ECLI:NL:RVS:2025:162
Raad van State
- Hoger beroep
- Rechtspraak.nl
Hoger beroep van de minister van Asiel en Migratie tegen de uitspraak van de rechtbank Den Haag inzake de afwijzing van een verblijfsvergunning asiel voor een vreemdeling
Op 20 januari 2025 heeft de Afdeling bestuursrechtspraak van de Raad van State uitspraak gedaan in een hoger beroep van de minister van Asiel en Migratie tegen een eerdere uitspraak van de rechtbank Den Haag, zittingsplaats Rotterdam, van 19 juni 2024. In deze zaak ging het om de afwijzing van een aanvraag voor een verblijfsvergunning asiel voor bepaalde tijd door de staatssecretaris van Justitie en Veiligheid, gedaan op 18 maart 2024. De rechtbank had het beroep van de vreemdeling gegrond verklaard en de staatssecretaris opgedragen een nieuw besluit te nemen, met inachtneming van de uitspraak.
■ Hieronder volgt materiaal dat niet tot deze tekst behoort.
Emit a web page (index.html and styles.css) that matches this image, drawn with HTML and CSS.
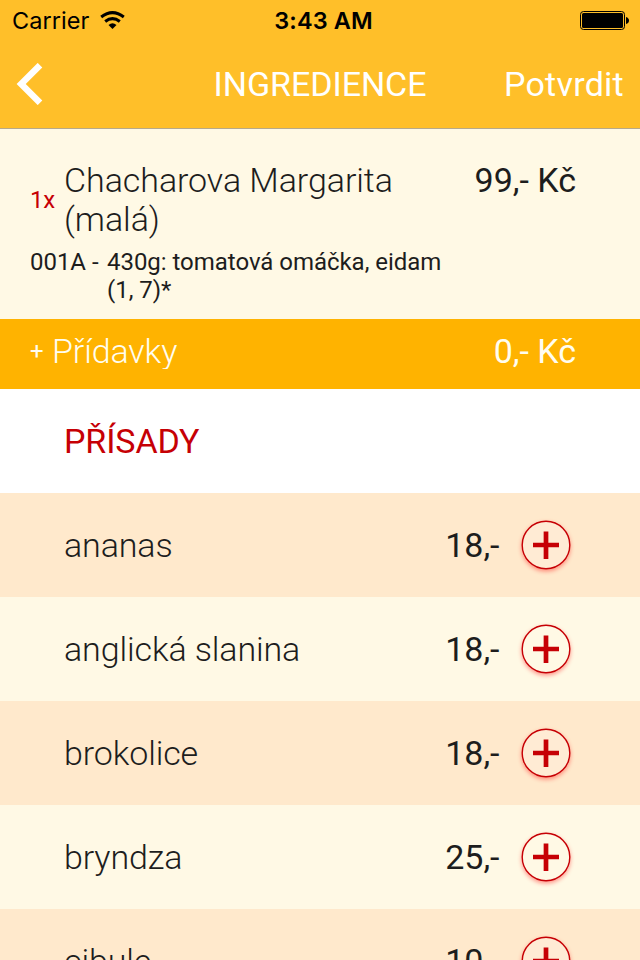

De staatssecretaris ging hiertegen in hoger beroep.
De Afdeling oordeelde dat de minister terecht betoogde dat vreemdelingen die in een westers land hebben verbleven, niet automatisch een reëel risico op ernstige schade lopen bij terugkeer naar Afghanistan. Dit oordeel was gebaseerd op eerdere uitspraken en informatie uit openbare bronnen. De Afdeling concludeerde dat de rechtbank de zaak opnieuw moest behandelen, waarbij zij het oordeel van de Afdeling in acht moest nemen. De minister hoefde geen proceskosten te vergoeden.
De uitspraak van de rechtbank werd vernietigd en de zaak werd terugverwezen naar de rechtbank voor verdere behandeling. De rechtbank moet nu beoordelen of de asielmotieven van de vreemdeling bij terugkeer naar Afghanistan een reëel risico op ernstige schade opleveren, met speciale aandacht voor de onbesproken gronden van beroep over de Taskera en de problemen met de Taliban.